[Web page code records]
# # # #
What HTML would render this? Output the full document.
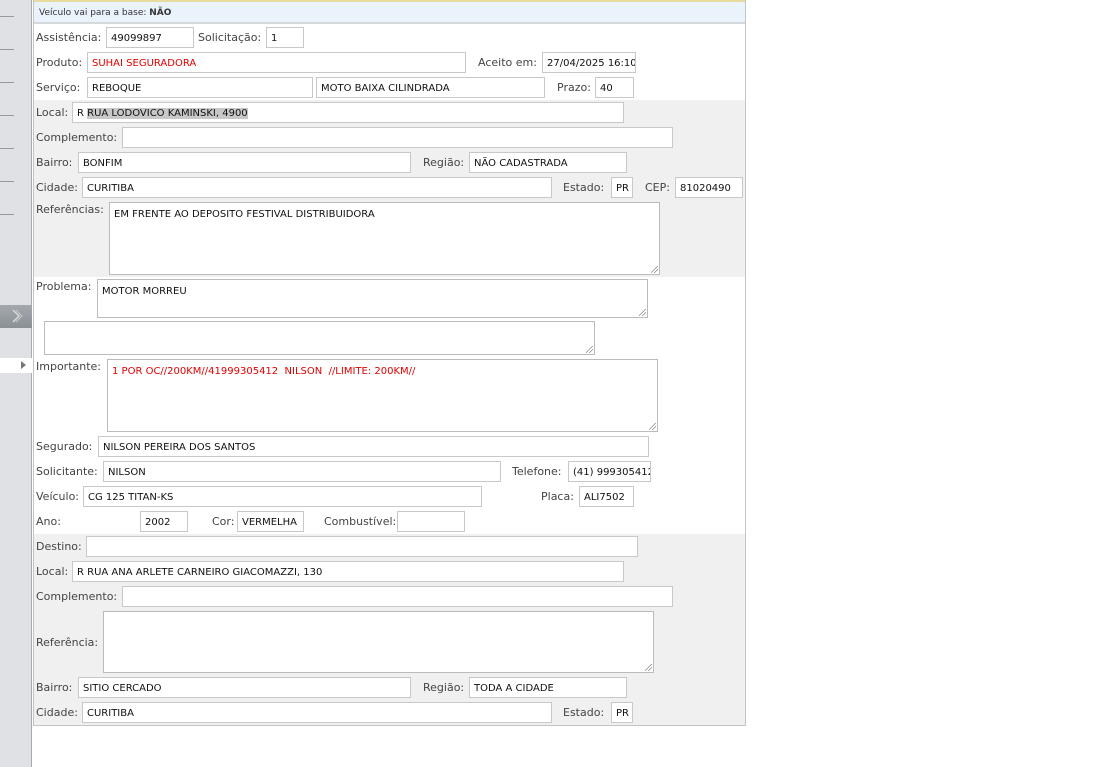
<!DOCTYPE html>
<html><head><meta charset="utf-8"><style>
*{box-sizing:border-box;margin:0;padding:0}
body{width:1110px;height:767px;background:#fff;position:relative;overflow:hidden;font-family:"DejaVu Sans",Verdana,sans-serif;font-size:11px;color:#333}
.a{position:absolute}
.l{position:absolute;font-size:11px;color:#444;line-height:14px;white-space:nowrap}
.i{position:absolute;height:21px;border:1px solid #c8c8c8;background:#fff;font-size:10px;color:#111;padding:5px 0 0 4px;white-space:nowrap;overflow:hidden;line-height:12px}
.t{position:absolute;border:1px solid #bbb;background:#fff;font-size:10px;color:#111;padding:6px 0 0 4px;line-height:12px}
.t:after{content:"";position:absolute;right:1px;bottom:1px;width:7px;height:7px;background:linear-gradient(135deg,transparent 45%,#888 45%,#888 52%,transparent 52%,transparent 70%,#888 70%,#888 77%,transparent 77%)}
.r{color:#e00000}
.sl{position:absolute;left:0;width:14px;height:1px;background:#999}
</style></head><body>
<div class="a" style="left:0;top:0;width:32px;height:767px;background:#dfe1e4;border-right:1px solid #a8acb0"></div>
<div class="sl" style="top:16px"></div><div class="sl" style="top:49px"></div><div class="sl" style="top:82px"></div><div class="sl" style="top:115px"></div><div class="sl" style="top:148px"></div><div class="sl" style="top:181px"></div><div class="sl" style="top:214px"></div>
<div class="a" style="left:0;top:305px;width:32px;height:23px;background:linear-gradient(#a4a9ae,#8a9096)"></div>
<svg class="a" style="left:11px;top:309px" width="12" height="14" viewBox="0 0 12 14"><path d="M2 1l6 6-6 6" fill="none" stroke="#d8dadc" stroke-width="1.5"/><path d="M5 1l6 6-6 6" fill="none" stroke="#c8cacc" stroke-width="1"/></svg>
<div class="a" style="left:0;top:358px;width:32px;height:15px;background:#fff"></div>
<div class="a" style="left:21px;top:361px;width:0;height:0;border-left:5px solid #777;border-top:4px solid transparent;border-bottom:4px solid transparent"></div>

<div class="a" style="left:33px;top:0;width:713px;height:726px;border:1px solid #c4c4c4;border-top:none;background:#fff"></div>
<div class="a" style="left:34px;top:0;width:711px;height:24px;background:#eaf3fc;border-top:2px solid #e8dc9c;border-bottom:2px solid #d6d9dc"></div>
<div class="l" style="left:39px;top:6px;font-size:9px;color:#333">Veículo vai para a base: <b>NÃO</b></div>
<div class="a" style="left:34px;top:100px;width:711px;height:177px;background:#f0f0f0"></div>
<div class="a" style="left:34px;top:534px;width:711px;height:191px;background:#f0f0f0"></div>

<div class="l" style="left:36px;top:31px">Assistência:</div><div class="i" style="left:106px;top:27px;width:88px">49099897</div>
<div class="l" style="left:198px;top:31px">Solicitação:</div><div class="i" style="left:266px;top:27px;width:38px">1</div>
<div class="l" style="left:36px;top:56px">Produto:</div><div class="i r" style="left:87px;top:52px;width:379px;color:#e00000">SUHAI SEGURADORA</div>
<div class="l" style="left:478px;top:56px">Aceito em:</div><div class="i" style="left:542px;top:52px;width:94px">27/04/2025 16:10</div>
<div class="l" style="left:36px;top:81px">Serviço:</div><div class="i" style="left:87px;top:77px;width:226px">REBOQUE</div>
<div class="i" style="left:316px;top:77px;width:229px">MOTO BAIXA CILINDRADA</div>
<div class="l" style="left:557px;top:81px">Prazo:</div><div class="i" style="left:595px;top:77px;width:39px">40</div>
<div class="l" style="left:36px;top:106px">Local:</div><div class="i" style="left:72px;top:102px;width:552px">R <span style="background:#c8c8c8">RUA LODOVICO KAMINSKI, 4900</span></div>
<div class="l" style="left:36px;top:131px">Complemento:</div><div class="i" style="left:122px;top:127px;width:551px"></div>
<div class="l" style="left:36px;top:156px">Bairro:</div><div class="i" style="left:78px;top:152px;width:333px">BONFIM</div>
<div class="l" style="left:423px;top:156px">Região:</div><div class="i" style="left:469px;top:152px;width:158px">NÃO CADASTRADA</div>
<div class="l" style="left:36px;top:181px">Cidade:</div><div class="i" style="left:82px;top:177px;width:470px">CURITIBA</div>
<div class="l" style="left:563px;top:181px">Estado:</div><div class="i" style="left:611px;top:177px;width:22px">PR</div>
<div class="l" style="left:645px;top:181px">CEP:</div><div class="i" style="left:675px;top:177px;width:68px">81020490</div>
<div class="l" style="left:36px;top:203px">Referências:</div><div class="t" style="left:109px;top:202px;width:551px;height:73px">EM FRENTE AO DEPOSITO FESTIVAL DISTRIBUIDORA</div>
<div class="l" style="left:36px;top:280px">Problema:</div><div class="t" style="left:97px;top:279px;width:551px;height:39px">MOTOR MORREU</div>
<div class="t" style="left:44px;top:321px;width:551px;height:34px"></div>
<div class="l" style="left:36px;top:360px">Importante:</div><div class="t r" style="left:107px;top:359px;width:551px;height:73px;color:#e00000">1 POR OC//200KM//41999305412&nbsp; NILSON&nbsp; //LIMITE: 200KM//</div>
<div class="l" style="left:36px;top:440px">Segurado:</div><div class="i" style="left:98px;top:436px;width:551px">NILSON PEREIRA DOS SANTOS</div>
<div class="l" style="left:36px;top:465px">Solicitante:</div><div class="i" style="left:103px;top:461px;width:398px">NILSON</div>
<div class="l" style="left:512px;top:465px">Telefone:</div><div class="i" style="left:568px;top:461px;width:83px">(41) 999305412</div>
<div class="l" style="left:36px;top:490px">Veículo:</div><div class="i" style="left:83px;top:486px;width:399px">CG 125 TITAN-KS</div>
<div class="l" style="left:541px;top:490px">Placa:</div><div class="i" style="left:579px;top:486px;width:55px">ALI7502</div>
<div class="l" style="left:36px;top:515px">Ano:</div><div class="i" style="left:140px;top:511px;width:48px">2002</div>
<div class="l" style="left:212px;top:515px">Cor:</div><div class="i" style="left:237px;top:511px;width:67px">VERMELHA</div>
<div class="l" style="left:324px;top:515px">Combustível:</div><div class="i" style="left:397px;top:511px;width:68px"></div>
<div class="l" style="left:36px;top:540px">Destino:</div><div class="i" style="left:86px;top:536px;width:552px"></div>
<div class="l" style="left:36px;top:565px">Local:</div><div class="i" style="left:72px;top:561px;width:552px">R RUA ANA ARLETE CARNEIRO GIACOMAZZI, 130</div>
<div class="l" style="left:36px;top:590px">Complemento:</div><div class="i" style="left:122px;top:586px;width:551px"></div>
<div class="l" style="left:36px;top:636px">Referência:</div><div class="t" style="left:103px;top:611px;width:551px;height:62px"></div>
<div class="l" style="left:36px;top:681px">Bairro:</div><div class="i" style="left:78px;top:677px;width:333px">SITIO CERCADO</div>
<div class="l" style="left:423px;top:681px">Região:</div><div class="i" style="left:469px;top:677px;width:158px">TODA A CIDADE</div>
<div class="l" style="left:36px;top:706px">Cidade:</div><div class="i" style="left:82px;top:702px;width:470px">CURITIBA</div>
<div class="l" style="left:563px;top:706px">Estado:</div><div class="i" style="left:611px;top:702px;width:22px">PR</div>
</body></html>
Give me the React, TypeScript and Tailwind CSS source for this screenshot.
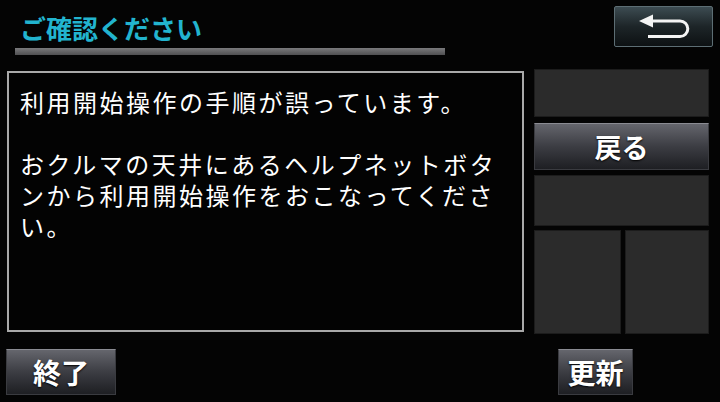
const jp = { fontFamily: '"Noto Sans CJK JP", "Noto Sans", sans-serif' };

function BackIcon() {
  return (
    <svg width="56" height="28" viewBox="636 12 56 28" fill="none">
      <path d="M639 20 L653 13.5 L653 26.5 Z" fill="#f4f4f4" />
      <path
        d="M651 20 H680 A7.8 7.8 0 0 1 680 35.6 H648"
        stroke="#f4f4f4"
        strokeWidth={3}
        strokeLinecap="butt"
      />
    </svg>
  );
}

function GrayButton({ label, className }: { label: string; className: string }) {
  return (
    <button
      className={
        "flex items-center justify-center border border-[#3a3b40] border-t-[#8a8b92] bg-gradient-to-b from-[#65666d] via-[#3c3d43] to-[#1e1f23] font-bold leading-none text-white " +
        className
      }
      style={{ ...jp, textShadow: "0 1px 2px #000" }}
    >
      {label}
    </button>
  );
}

export default function App() {
  const message =
    "利用開始操作の手順が誤っています。\n\nおクルマの天井にあるヘルプネットボタ\nンから利用開始操作をおこなってくださ\nい。";

  return (
    <div className="flex h-[402px] w-[720px] flex-col overflow-hidden bg-[#040404]" style={jp}>
      {/* Header */}
      <div className="flex h-[69px]">
        <div className="pl-[15px] pt-[13px]">
          <div className="px-[5px] text-[26px] font-bold leading-[30px] text-[#22b4cf]">
            ご確認ください
          </div>
          <div className="mt-[5px] h-[7px] w-[430px] bg-gradient-to-b from-[#7a7a7c] to-[#505052]" />
        </div>
        <button className="ml-auto mr-[7px] mt-[6px] flex h-[41px] w-[99px] items-center justify-center rounded-[2px] border border-[#5d6e74] bg-gradient-to-b from-[#3d4c52] via-[#1d2528] to-[#0d1113]">
          <BackIcon />
        </button>
      </div>

      {/* Middle */}
      <div className="flex">
        <div className="ml-[7px] mt-[2px] h-[261px] w-[517px] border-2 border-[#a9a9a9] bg-[#030303] pl-[11px] pt-[13px]">
          <p className="whitespace-pre text-[24px] leading-[31px] tracking-[2.5px] text-white">
            {message}
          </p>
        </div>
        <div className="ml-[10px] flex w-[175px] flex-col">
          <div className="h-[48px] border border-[#1c1c1c] bg-[#2b2b2b]" />
          <GrayButton label="戻る" className="mt-[6px] h-[47px] w-full text-[27px]" />
          <div className="mt-[5px] h-[51px] border border-[#1c1c1c] bg-[#2b2b2b]" />
          <div className="mt-[4px] flex h-[104px] gap-[4px]">
            <div className="w-[87px] border border-[#1c1c1c] bg-[#2b2b2b]" />
            <div className="flex-1 border border-[#1c1c1c] bg-[#2b2b2b]" />
          </div>
        </div>
      </div>

      {/* Bottom */}
      <div className="mt-[15px] flex">
        <GrayButton label="終了" className="ml-[6px] h-[46px] w-[110px] text-[28px]" />
        <GrayButton label="更新" className="ml-[442px] h-[46px] w-[75px] text-[28px]" />
      </div>
    </div>
  );
}
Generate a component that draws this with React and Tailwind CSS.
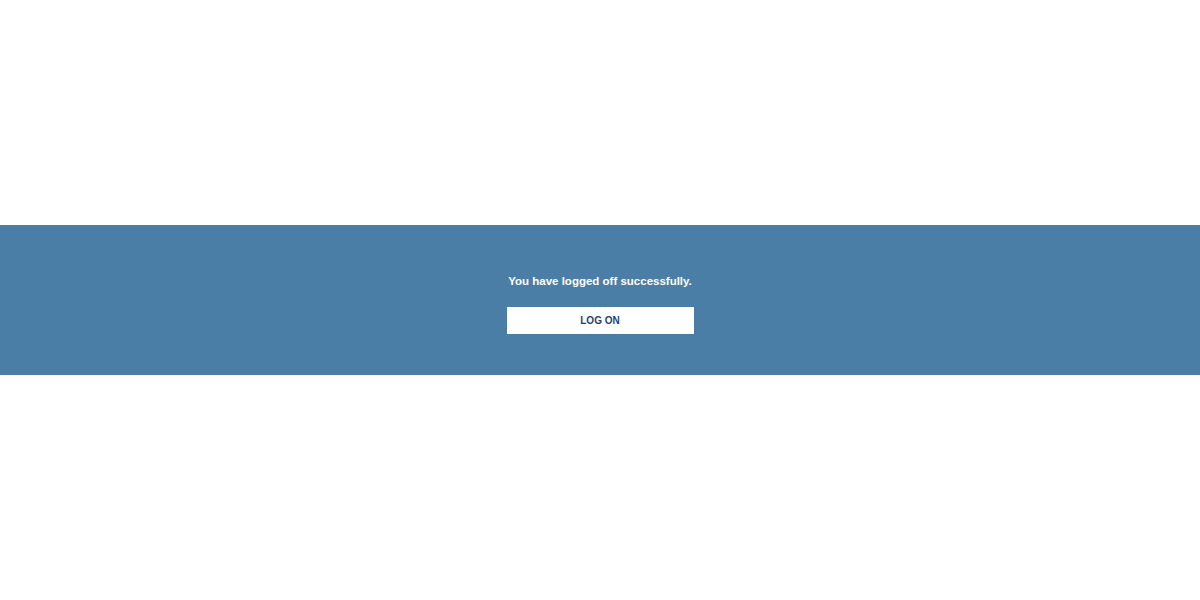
import React from "react";

export default function App() {
  return (
    <div className="min-h-screen w-full bg-white flex flex-col justify-center font-['Liberation_Sans',Arial,sans-serif]">
      <div className="h-[150px] w-full bg-[#4a7ea6] flex flex-col items-center pt-[48px]">
        <p className="text-[11.5px] leading-[16px] font-bold text-white">
          You have logged off successfully.
        </p>
        <button className="mt-[18px] w-[187px] h-[27px] bg-white text-[#1f3f73] text-[10px] font-bold uppercase">
          LOG ON
        </button>
      </div>
    </div>
  );
}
# # # #
• Objective:
Search the data for the string "React" and copy each line where it appears.

• Response to this task:
Give me the React, TypeScript and Tailwind CSS source for this screenshot.
Generate a component that draws this with React and Tailwind CSS.
import React from "react";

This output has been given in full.